Truth be told, the underwriters had a good point. I really haven’t had any good ideas about how to dispose of the trailer. Given the lovely recitation from above, we had considered calling the Lecompton volunteer fire department and offering to let them use it for firefighting exercises, on the condition that they first let it burn to the ground.

In the meantime, every person who asked, “so, whatcha’ gonna’ do with that trailer?” received the same glib response, “Free to a good home. Whoever drags it off first, has to keep it.”

We arrived home yesterday to discover that someone had taken us up on the offer, or at least made a good start on it.
I seriously have no idea who is responsible for this. I have searched deep within myself for something – a sense of loss, of outrage, or of deep questioning.
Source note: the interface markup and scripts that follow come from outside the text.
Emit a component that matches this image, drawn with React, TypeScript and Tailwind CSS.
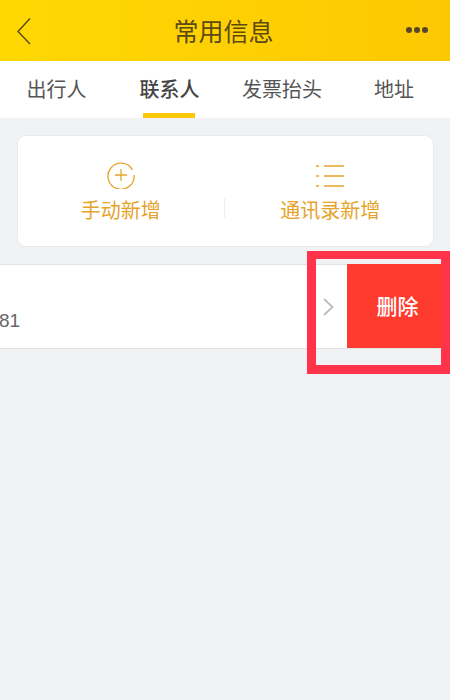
import React from "react";

const font = { fontFamily: '"Noto Sans CJK SC", "Liberation Sans", sans-serif' };

export default function App() {
  return (
    <div className="relative w-[450px] h-[700px] overflow-hidden bg-[#f1f2f4] flex flex-col" style={font}>
      <header className="h-[61px] shrink-0 bg-gradient-to-r from-[#ffd803] to-[#fdc802] flex items-center justify-between pl-[17px] pr-[22px]">
        <div className="w-[60px] flex">
          <svg width="14" height="28" viewBox="0 0 14 28" fill="none" stroke="#5a4a1a" strokeWidth="1.4">
            <path d="M13 1.5 1 14.5 13 27" />
          </svg>
        </div>
        <div className="text-[25px] leading-none text-[#5b4a12] pb-[1px] ml-[2px]">常用信息</div>
        <div className="w-[60px] flex justify-end gap-[2px] items-center pb-[2px]">
          <span className="w-[6px] h-[6px] rounded-full bg-[#54462a]" />
          <span className="w-[6px] h-[6px] rounded-full bg-[#54462a]" />
          <span className="w-[6px] h-[6px] rounded-full bg-[#54462a]" />
        </div>
      </header>

      <nav className="h-[57px] shrink-0 bg-white flex text-[20px] leading-none text-[#555555]">
        <div className="w-[113px] flex items-center justify-center pb-[1px]">出行人</div>
        <div className="relative w-[113px] flex items-center justify-center pb-[1px] text-[#444444] font-medium">
          联系人
          <span className="absolute bottom-0 left-[30px] w-[52px] h-[5px] bg-[#fcc707]" />
        </div>
        <div className="w-[112px] flex items-center justify-center pb-[1px]">发票抬头</div>
        <div className="w-[112px] flex items-center justify-center pb-[1px]">地址</div>
      </nav>

      <section className="mt-[17px] ml-[17px] w-[417px] h-[112px] bg-white border border-[#e9eaec] rounded-[9px] flex items-center text-[#e6a32a] text-[20px] leading-none">
        <div className="flex-1 flex flex-col items-center pb-[2px]">
          <svg width="28" height="28" viewBox="0 0 30 30" fill="none" stroke="#e6a32a" strokeWidth="1.4" className="mt-[1px]">
            <path d="M27.3 9.5A14 14 0 1 0 29 15" />
            <path d="M15 8.5v13M8.5 15h13" />
          </svg>
          <div className="mt-[11px]">手动新增</div>
        </div>
        <div className="w-px h-[20px] bg-[#eeeeee] mt-[33px]" />
        <div className="flex-1 flex flex-col items-center pt-[3px] pl-[3px]">
          <svg width="30" height="22" viewBox="0 0 30 22" fill="none" stroke="#e6a32a" strokeWidth="1.3">
            <path d="M1 1h3M9 1h20M1 11h3M9 11h20M1 21h3M9 21h20" />
          </svg>
          <div className="mt-[13px]">通讯录新增</div>
        </div>
      </section>

      <section className="mt-[17px] h-[85px] bg-white border-y border-[#e2e3e6] flex items-stretch">
        <div className="flex-1 flex items-end pb-[18px] text-[19px] leading-none text-[#666666] overflow-hidden">
          <span className="ml-[-1px]" style={{ fontFamily: '"Liberation Sans", sans-serif' }}>81</span>
        </div>
        <div className="w-[40px] flex items-center justify-start">
          <svg width="11" height="18" viewBox="0 0 11 18" fill="none" stroke="#bdbdbd" strokeWidth="1.8" className="mt-[1px] ml-[16px]">
            <path d="M1 1l8.5 8L1 17" />
          </svg>
        </div>
        <div className="w-[103px] mt-[-1px] bg-[#ff3b2f] flex items-center justify-center text-white text-[21px] font-medium pr-[2px] pb-[1px]">删除</div>
      </section>

      <div className="absolute left-[307px] top-[251px] w-[143px] h-[123px] border-x-[9px] border-t-[8px] border-b-[9px] border-[#ff3349]" />
    </div>
  );
}
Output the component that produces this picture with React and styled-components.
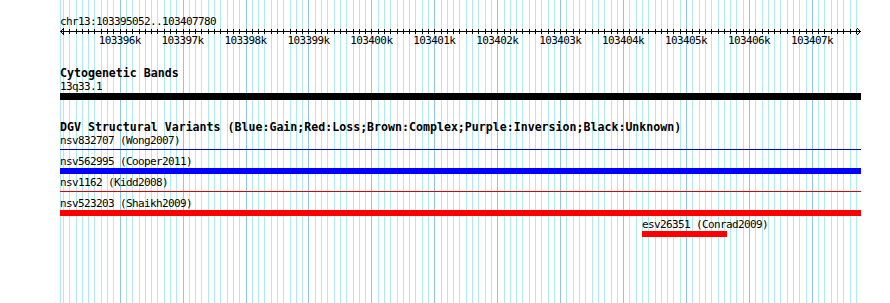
import React from 'react';
import styled, { createGlobalStyle } from 'styled-components';

const START = 103395052;
const END = 103407780;
const LEFT = 60;
const SPAN = 801;
const scale = SPAN / (END - START);
const offset = pos => (pos - START) * scale;

const GlobalStyle = createGlobalStyle`
  html, body {
    margin: 0;
    padding: 0;
    background: #fff;
  }
`;

const Panel = styled.div`
  position: relative;
  width: 890px;
  height: 303px;
  overflow: hidden;
  background: #fff;
`;

const GridLayer = styled.svg`
  position: absolute;
  top: 0;
  left: 0;
`;

const Content = styled.div`
  position: relative;
  display: flex;
  flex-direction: column;
  padding: 15px 0 0 ${LEFT}px;
  width: ${SPAN}px;
`;

const Label = styled.div`
  font-family: "DejaVu Sans Mono", "Liberation Mono", monospace;
  font-size: 11px;
  letter-spacing: -0.62px;
  height: 13px;
  line-height: 13px;
  color: #000;
  white-space: nowrap;
`;

const TrackTitle = styled.div`
  font-family: "DejaVu Sans Mono", "Liberation Mono", monospace;
  font-weight: bold;
  font-size: 11.6px;
  height: 13px;
  line-height: 13px;
  color: #000;
  white-space: nowrap;
`;

const RulerSvg = styled.svg`
  display: block;
  overflow: visible;
`;

const TickLabel = styled.text`
  font-family: "DejaVu Sans Mono", "Liberation Mono", monospace;
  font-size: 11px;
  letter-spacing: -0.62px;
  fill: #000;
`;

const Track = styled.section`
  display: flex;
  flex-direction: column;
  gap: 2px;
  margin-top: ${p => p.$gap}px;
`;

const Heading = styled.div`
  margin-bottom: -2px;
`;

const Row = styled.div`
  display: flex;
  flex-direction: column;
`;

const Glyph = styled.div`
  flex: none;
  background: ${p => p.$color};
  height: ${p => (p.$kind === 'line' ? 1 : p.$h)}px;
  margin-top: ${p => (p.$kind === 'line' ? 2 : 0)}px;
  margin-bottom: ${p => (p.$kind === 'line' ? 3 : 0)}px;
`;

const tracks = [
  {
    title: 'Cytogenetic Bands',
    gap: 19,
    features: [
      { name: '13q33.1', start: START, end: END, color: '#000', kind: 'bar', h: 7 },
    ],
  },
  {
    title: 'DGV Structural Variants (Blue:Gain;Red:Loss;Brown:Complex;Purple:Inversion;Black:Unknown)',
    gap: 21,
    features: [
      { name: 'nsv832707 (Wong2007)', start: START, end: END, color: '#0000c8', kind: 'line' },
      { name: 'nsv562995 (Cooper2011)', start: START, end: END, color: '#0000ff', kind: 'bar', h: 6 },
      { name: 'nsv1162 (Kidd2008)', start: START, end: END, color: '#d80000', kind: 'line' },
      { name: 'nsv523203 (Shaikh2009)', start: START, end: END, color: '#ff0000', kind: 'bar', h: 6 },
      { name: 'esv26351 (Conrad2009)', start: 103404300, end: 103405650, color: '#ff0000', kind: 'bar', h: 6 },
    ],
  },
];

function hundreds() {
  const out = [];
  for (let p = Math.ceil(START / 100) * 100; p <= END; p += 100) out.push(p);
  return out;
}

function Grid() {
  const lines = hundreds();
  return (
    <GridLayer width="890" height="303">
      <line x1={LEFT + 0.5} x2={LEFT + 0.5} y1="0" y2="303" stroke="#aeeaf0" />
      {lines.map(p => {
        const x = Math.round(LEFT + offset(p)) + 0.5;
        return (
          <line
            key={p}
            x1={x}
            x2={x}
            y1="0"
            y2="303"
            stroke={p % 1000 === 0 ? '#8ec6ea' : '#aeeaf0'}
          />
        );
      })}
    </GridLayer>
  );
}

function Ruler() {
  const ticks = hundreds();
  return (
    <RulerSvg width={SPAN + 1} height="20">
      <line x1="0" x2={SPAN} y1="3.5" y2="3.5" stroke="#000" />
      <polyline points="4,0 0.5,3.5 4,7" fill="none" stroke="#000" />
      <polyline points={`${SPAN - 4},0 ${SPAN - 0.5},3.5 ${SPAN - 4},7`} fill="none" stroke="#000" />
      {ticks.map(p => {
        const x = Math.round(offset(p)) + 0.5;
        return <line key={p} x1={x} x2={x} y1="1" y2="6" stroke="#000" />;
      })}
      {ticks
        .filter(p => p % 1000 === 0)
        .map(p => (
          <TickLabel key={p} x={offset(p)} y="16" textAnchor="middle">
            {p / 1000}k
          </TickLabel>
        ))}
    </RulerSvg>
  );
}

function Feature({ f }) {
  const left = offset(f.start);
  const width = offset(f.end) - left;
  return (
    <Row style={{ marginLeft: left }}>
      <Label>{f.name}</Label>
      <Glyph $color={f.color} $kind={f.kind} $h={f.h} style={{ width }} />
    </Row>
  );
}

export default function App() {
  return (
    <>
      <GlobalStyle />
      <Panel>
        <Grid />
        <Content>
          <Label>chr13:{START}..{END}</Label>
          <Ruler />
          {tracks.map(t => (
            <Track key={t.title} $gap={t.gap}>
              <Heading>
                <TrackTitle>{t.title}</TrackTitle>
              </Heading>
              {t.features.map(f => (
                <Feature key={f.name} f={f} />
              ))}
            </Track>
          ))}
        </Content>
      </Panel>
    </>
  );
}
I am surprised, as a major control freak, however, all I find is a sense of wonder and relief.

Yes Virginia, MisFit Farm believes in Santa Clause.

Tuesday, December 02, 2008

A Glorious Thanksgiving

So, with the erection of a house nearing completion just in time for our family Thanksgiving gathering, what could possibly add more excitement into life at MisFit Farm? How about the addition of a new foster baby to the mix?

Enter the sweet Princess MiMi/NeNe/Leia.

Although we can count among our blessings that the house did not catch fire from cooking with the stove-incorrectly-plumbed-for-natural-not-propane-gas, that my mother baked the pumpkin pies long enough to prevent mass food-poisoning, that the leaky septic pipe was spliced back together before the convergence of a dozen festive family members, or that no one was harmed by the tipping dishwasher, the blessing of the love of these creatures eclipses all others.